## Begin

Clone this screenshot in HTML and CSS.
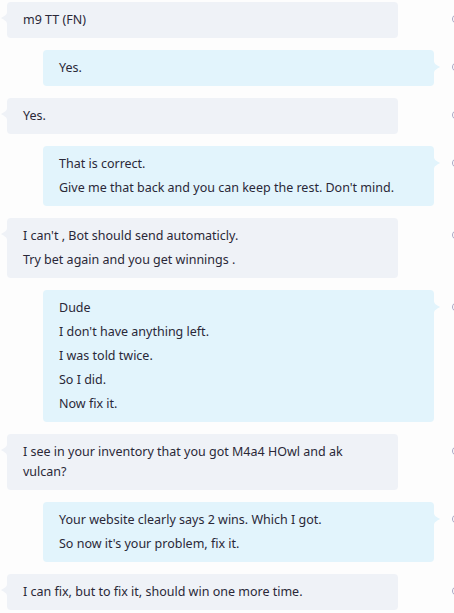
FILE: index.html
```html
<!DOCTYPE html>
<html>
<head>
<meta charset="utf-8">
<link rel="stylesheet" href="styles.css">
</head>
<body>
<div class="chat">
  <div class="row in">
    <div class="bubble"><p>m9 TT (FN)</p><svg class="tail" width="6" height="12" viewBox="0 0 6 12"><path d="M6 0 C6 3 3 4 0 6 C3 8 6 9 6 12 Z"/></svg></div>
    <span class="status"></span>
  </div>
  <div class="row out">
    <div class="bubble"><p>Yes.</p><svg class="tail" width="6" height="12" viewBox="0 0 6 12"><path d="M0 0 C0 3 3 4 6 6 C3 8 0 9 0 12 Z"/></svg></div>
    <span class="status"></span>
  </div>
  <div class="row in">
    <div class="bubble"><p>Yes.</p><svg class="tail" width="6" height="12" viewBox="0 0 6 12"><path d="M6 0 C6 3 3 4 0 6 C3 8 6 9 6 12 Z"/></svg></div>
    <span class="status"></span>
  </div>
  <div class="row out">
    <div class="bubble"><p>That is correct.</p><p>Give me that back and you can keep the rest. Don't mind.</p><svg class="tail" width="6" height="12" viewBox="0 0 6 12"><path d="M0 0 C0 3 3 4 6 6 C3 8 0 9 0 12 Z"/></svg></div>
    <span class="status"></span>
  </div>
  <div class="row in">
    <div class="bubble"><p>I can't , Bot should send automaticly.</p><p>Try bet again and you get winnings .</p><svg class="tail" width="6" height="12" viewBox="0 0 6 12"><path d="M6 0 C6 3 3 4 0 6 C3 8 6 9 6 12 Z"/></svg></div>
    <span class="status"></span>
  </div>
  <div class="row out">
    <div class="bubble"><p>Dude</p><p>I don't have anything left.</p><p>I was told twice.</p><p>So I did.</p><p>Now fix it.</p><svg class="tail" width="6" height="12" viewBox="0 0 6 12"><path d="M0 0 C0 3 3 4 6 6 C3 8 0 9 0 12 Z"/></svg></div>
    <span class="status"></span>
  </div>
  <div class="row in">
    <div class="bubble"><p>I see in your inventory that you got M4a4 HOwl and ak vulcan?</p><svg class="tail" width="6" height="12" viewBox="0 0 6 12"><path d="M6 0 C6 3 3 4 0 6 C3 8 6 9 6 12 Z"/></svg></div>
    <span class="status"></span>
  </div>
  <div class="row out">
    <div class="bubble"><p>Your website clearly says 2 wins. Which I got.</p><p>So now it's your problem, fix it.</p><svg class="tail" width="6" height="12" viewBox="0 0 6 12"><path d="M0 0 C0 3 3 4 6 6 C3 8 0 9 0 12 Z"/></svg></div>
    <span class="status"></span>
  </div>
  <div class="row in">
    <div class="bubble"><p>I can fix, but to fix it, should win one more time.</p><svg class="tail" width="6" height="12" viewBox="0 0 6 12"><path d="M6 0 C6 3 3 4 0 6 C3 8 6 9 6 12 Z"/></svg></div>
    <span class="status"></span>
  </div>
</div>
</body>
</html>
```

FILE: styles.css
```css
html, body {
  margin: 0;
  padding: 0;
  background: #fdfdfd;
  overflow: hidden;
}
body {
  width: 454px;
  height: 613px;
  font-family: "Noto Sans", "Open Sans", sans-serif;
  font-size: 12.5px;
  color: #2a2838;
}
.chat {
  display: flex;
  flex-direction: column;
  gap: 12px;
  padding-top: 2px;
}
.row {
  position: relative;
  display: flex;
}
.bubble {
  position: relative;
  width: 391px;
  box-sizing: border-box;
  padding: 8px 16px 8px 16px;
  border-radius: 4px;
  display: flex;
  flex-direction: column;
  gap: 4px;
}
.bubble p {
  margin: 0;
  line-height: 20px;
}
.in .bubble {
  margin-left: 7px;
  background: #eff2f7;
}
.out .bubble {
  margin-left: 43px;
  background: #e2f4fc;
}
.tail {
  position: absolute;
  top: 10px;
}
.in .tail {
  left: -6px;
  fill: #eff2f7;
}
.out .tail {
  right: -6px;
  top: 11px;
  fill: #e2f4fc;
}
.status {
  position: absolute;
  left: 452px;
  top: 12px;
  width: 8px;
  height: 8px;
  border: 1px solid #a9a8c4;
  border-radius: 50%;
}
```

## End
## Begin

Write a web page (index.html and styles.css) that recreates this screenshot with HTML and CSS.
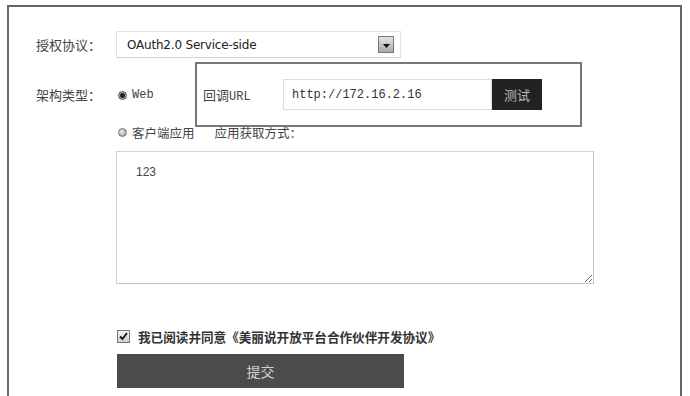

## End

**What you have to do**
Pull every line containing "styles" out of the data above.

**Problem solution**
<link rel="stylesheet" href="styles.css">
FILE: styles.css
Write a web page (index.html and styles.css) that recreates this screenshot with HTML and CSS.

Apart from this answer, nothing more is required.